Set task: Identify each line containing the word "this" and copy it.
---------- Items
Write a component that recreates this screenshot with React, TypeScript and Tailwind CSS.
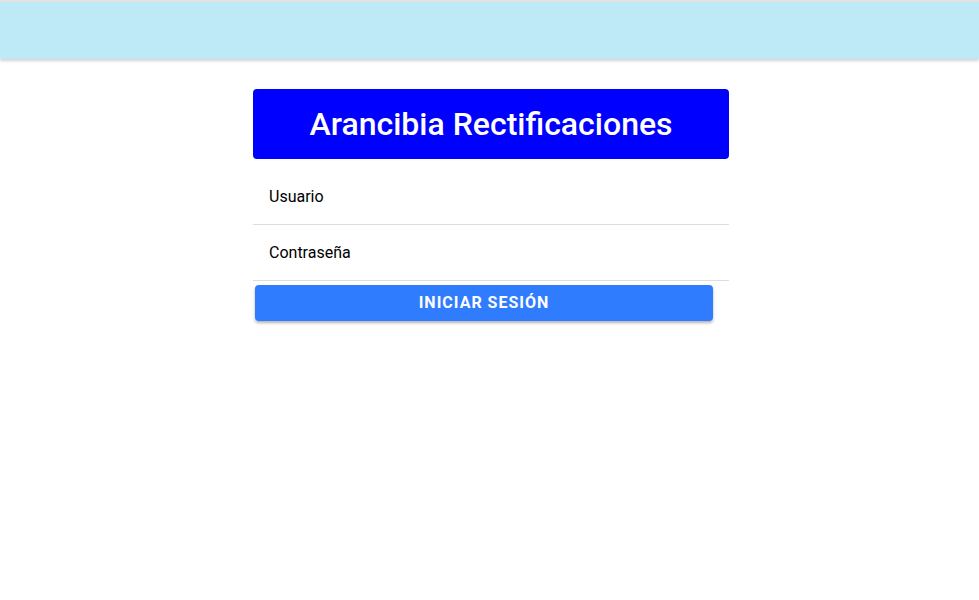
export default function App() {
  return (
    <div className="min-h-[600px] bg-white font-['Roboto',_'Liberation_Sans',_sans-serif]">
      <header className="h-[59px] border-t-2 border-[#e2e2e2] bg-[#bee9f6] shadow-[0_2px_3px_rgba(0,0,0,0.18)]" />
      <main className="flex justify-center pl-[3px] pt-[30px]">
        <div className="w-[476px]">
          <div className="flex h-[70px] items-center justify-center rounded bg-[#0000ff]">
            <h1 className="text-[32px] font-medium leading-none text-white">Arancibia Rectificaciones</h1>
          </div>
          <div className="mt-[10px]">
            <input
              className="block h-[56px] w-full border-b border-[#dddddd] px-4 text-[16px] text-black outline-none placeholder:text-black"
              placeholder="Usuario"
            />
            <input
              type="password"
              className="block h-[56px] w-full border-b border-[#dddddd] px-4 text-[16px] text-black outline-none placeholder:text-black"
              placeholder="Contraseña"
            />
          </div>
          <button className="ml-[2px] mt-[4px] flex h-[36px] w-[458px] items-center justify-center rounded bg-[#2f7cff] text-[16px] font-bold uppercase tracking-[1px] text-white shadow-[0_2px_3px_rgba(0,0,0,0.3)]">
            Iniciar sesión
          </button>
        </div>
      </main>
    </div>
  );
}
--------------------
---------- Items
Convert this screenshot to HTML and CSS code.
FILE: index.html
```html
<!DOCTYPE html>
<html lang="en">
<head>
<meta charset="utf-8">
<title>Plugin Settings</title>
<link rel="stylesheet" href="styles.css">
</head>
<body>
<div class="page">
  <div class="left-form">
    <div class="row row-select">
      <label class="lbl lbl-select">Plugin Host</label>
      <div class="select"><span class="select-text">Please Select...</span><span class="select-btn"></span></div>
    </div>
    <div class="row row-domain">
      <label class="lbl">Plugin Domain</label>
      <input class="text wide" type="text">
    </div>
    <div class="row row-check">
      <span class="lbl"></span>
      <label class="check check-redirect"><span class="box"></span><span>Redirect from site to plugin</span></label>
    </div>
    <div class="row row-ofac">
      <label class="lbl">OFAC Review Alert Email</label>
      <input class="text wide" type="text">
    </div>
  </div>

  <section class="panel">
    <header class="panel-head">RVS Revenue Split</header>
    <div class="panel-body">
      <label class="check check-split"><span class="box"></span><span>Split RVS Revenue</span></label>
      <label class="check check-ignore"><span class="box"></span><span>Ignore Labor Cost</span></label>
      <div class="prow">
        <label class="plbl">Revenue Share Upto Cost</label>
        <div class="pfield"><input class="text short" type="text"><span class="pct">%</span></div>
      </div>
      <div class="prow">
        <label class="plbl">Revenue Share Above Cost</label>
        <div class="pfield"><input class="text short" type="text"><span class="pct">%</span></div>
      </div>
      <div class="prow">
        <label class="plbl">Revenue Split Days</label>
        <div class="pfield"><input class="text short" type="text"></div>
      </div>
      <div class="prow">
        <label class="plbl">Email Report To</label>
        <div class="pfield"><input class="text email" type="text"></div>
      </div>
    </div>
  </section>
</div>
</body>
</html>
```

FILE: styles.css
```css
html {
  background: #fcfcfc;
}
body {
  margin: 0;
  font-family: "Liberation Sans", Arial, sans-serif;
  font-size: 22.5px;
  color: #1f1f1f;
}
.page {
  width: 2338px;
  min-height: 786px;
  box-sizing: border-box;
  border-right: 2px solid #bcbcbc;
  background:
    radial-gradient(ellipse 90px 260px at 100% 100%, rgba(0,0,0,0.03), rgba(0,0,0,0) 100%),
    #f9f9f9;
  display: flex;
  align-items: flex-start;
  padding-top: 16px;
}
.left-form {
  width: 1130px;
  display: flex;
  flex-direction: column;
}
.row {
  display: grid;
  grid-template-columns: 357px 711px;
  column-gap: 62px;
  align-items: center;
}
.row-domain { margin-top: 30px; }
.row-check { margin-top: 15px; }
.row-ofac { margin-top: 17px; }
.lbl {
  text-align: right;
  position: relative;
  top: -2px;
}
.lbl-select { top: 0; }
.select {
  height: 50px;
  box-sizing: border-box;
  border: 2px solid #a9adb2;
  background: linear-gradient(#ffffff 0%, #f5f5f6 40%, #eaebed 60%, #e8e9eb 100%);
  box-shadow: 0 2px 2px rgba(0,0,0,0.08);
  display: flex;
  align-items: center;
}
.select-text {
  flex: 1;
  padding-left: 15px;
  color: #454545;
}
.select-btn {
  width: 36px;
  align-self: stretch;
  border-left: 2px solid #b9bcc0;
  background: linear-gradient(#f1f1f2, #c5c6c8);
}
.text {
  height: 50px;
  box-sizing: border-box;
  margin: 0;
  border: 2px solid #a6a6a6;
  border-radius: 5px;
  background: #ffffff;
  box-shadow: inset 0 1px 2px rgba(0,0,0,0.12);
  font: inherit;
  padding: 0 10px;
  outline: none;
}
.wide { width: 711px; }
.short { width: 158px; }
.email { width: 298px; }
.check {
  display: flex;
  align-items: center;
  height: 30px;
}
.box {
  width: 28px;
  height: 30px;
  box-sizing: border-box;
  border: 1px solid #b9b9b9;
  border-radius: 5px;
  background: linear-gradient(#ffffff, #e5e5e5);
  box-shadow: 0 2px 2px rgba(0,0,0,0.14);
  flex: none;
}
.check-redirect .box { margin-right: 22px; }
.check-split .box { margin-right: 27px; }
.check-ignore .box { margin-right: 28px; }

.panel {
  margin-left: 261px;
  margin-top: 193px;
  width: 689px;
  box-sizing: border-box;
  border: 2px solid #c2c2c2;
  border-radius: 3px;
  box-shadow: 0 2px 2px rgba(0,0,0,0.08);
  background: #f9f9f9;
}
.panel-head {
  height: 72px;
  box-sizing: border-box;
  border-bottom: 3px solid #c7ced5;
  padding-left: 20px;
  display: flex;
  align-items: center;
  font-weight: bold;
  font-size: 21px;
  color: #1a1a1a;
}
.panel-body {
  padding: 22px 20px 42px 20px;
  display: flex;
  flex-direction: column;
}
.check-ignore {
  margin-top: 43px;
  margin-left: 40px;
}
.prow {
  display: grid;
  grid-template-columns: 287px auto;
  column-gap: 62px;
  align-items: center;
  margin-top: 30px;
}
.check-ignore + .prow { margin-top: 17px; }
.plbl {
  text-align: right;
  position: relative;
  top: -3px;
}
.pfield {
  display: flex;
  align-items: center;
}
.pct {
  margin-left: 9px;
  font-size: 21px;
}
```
--------------------
Response to the task:
Write a component that recreates this screenshot with React, TypeScript and Tailwind CSS.
Convert this screenshot to HTML and CSS code.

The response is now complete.